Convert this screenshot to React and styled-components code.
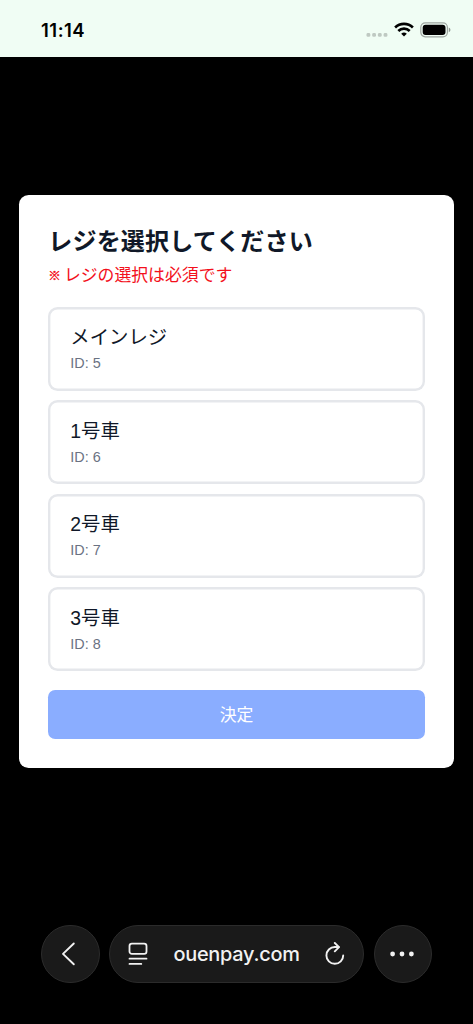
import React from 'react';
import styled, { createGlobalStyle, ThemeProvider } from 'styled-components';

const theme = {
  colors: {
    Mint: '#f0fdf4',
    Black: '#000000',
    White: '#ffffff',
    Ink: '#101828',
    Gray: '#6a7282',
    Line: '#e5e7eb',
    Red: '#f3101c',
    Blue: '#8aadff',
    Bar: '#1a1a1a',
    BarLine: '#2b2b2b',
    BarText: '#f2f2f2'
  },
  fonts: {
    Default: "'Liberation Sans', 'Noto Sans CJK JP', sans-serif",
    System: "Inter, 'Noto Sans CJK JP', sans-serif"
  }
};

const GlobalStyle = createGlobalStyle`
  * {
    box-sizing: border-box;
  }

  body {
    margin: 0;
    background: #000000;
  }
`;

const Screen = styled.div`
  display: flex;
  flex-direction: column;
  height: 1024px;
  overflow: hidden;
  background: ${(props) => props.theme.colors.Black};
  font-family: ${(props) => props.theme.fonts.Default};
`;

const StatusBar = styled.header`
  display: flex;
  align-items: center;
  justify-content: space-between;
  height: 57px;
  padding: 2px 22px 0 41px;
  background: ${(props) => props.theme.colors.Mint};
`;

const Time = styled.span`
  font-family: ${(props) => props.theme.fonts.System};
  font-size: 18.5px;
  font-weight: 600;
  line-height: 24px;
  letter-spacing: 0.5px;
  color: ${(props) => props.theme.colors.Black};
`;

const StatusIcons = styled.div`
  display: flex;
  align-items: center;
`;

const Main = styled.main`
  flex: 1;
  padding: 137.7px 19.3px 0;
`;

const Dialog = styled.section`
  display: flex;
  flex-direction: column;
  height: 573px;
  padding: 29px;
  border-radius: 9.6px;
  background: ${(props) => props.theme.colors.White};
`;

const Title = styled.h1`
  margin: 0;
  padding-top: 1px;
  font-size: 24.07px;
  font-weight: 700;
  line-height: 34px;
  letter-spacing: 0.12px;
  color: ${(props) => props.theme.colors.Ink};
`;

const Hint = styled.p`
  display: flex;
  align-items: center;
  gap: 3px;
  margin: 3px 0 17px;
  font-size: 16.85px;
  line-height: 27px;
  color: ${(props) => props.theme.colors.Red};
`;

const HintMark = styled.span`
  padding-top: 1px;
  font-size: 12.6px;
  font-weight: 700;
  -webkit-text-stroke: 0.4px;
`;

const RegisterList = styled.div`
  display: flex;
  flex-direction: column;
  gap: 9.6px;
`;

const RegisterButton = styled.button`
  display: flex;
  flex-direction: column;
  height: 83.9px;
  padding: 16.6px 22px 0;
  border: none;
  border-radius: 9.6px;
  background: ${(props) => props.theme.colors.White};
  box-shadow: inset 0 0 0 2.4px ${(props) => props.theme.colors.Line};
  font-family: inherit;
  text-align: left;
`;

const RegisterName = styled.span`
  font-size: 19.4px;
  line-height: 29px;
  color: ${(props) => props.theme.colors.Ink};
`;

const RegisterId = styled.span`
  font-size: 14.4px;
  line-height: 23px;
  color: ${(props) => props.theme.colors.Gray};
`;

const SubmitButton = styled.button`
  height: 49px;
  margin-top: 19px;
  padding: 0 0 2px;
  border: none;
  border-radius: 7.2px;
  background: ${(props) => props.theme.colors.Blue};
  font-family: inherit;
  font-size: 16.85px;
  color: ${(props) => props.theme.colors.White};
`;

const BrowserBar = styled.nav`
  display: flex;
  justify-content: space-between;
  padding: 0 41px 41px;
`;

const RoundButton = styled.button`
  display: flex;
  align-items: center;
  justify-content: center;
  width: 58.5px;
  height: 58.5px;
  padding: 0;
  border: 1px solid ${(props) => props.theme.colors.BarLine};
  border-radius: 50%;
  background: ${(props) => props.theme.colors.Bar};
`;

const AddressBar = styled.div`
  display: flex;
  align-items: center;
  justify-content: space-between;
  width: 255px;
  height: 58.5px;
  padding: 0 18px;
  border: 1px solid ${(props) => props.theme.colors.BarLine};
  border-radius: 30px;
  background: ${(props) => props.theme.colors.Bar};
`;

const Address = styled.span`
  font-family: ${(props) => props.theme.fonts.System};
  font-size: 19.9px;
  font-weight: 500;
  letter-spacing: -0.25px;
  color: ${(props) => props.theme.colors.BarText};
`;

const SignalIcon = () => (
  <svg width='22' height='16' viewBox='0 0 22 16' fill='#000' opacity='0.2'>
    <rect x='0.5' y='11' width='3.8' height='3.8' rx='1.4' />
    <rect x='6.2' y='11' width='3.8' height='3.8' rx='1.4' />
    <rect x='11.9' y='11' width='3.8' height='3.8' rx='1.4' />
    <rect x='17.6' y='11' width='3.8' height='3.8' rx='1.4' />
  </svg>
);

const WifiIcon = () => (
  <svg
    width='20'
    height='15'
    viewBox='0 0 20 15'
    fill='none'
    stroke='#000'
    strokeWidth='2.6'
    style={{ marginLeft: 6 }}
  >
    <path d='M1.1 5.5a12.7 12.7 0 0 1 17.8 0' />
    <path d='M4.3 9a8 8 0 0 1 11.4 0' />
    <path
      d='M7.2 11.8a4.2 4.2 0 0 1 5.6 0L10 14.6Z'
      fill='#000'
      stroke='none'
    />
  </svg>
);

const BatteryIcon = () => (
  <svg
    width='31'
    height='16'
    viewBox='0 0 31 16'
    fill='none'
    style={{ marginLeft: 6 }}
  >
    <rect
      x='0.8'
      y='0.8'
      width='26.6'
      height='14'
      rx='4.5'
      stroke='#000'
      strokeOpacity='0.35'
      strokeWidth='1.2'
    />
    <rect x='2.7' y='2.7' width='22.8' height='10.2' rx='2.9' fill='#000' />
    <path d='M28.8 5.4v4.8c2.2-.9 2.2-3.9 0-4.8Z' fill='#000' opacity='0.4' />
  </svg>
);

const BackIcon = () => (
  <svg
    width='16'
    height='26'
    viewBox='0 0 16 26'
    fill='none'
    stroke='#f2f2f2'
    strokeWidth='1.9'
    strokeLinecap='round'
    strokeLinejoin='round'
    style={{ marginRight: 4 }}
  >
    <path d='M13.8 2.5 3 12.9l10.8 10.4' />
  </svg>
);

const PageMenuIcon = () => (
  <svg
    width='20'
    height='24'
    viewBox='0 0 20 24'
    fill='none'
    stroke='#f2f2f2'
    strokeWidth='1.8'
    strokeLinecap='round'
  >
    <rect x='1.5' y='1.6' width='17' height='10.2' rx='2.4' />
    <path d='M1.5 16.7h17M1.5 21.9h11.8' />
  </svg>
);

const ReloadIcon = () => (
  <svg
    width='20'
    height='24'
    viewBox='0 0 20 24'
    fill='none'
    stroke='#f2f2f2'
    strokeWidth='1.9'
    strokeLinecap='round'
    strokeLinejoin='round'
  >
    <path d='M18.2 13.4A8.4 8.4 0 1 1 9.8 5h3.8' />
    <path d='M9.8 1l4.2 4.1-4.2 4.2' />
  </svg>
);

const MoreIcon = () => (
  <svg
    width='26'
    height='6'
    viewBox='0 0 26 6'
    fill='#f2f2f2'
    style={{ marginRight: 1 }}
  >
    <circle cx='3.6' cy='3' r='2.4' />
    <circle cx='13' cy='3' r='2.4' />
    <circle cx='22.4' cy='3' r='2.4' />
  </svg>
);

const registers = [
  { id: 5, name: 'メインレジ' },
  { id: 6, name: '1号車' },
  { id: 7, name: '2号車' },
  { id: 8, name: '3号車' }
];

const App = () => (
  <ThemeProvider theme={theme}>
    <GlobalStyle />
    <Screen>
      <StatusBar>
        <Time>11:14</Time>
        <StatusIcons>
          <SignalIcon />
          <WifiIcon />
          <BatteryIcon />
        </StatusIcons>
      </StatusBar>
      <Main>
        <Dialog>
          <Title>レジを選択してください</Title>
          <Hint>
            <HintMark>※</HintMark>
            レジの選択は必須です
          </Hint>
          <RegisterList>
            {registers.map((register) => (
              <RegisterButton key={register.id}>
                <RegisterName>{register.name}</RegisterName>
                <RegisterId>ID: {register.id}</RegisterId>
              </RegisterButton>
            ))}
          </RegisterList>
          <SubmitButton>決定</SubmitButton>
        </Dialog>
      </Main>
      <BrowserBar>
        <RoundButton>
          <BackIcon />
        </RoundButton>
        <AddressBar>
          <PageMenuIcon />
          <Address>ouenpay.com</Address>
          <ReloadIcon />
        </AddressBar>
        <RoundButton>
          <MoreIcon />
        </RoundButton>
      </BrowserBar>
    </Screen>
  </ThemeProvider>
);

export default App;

----------------

• **AIM OF THE TASK**:
Copy every line of the listing where the word "React" appears.

• **RESULT BELOW**:
Convert this screenshot to React and styled-components code.
import React from 'react';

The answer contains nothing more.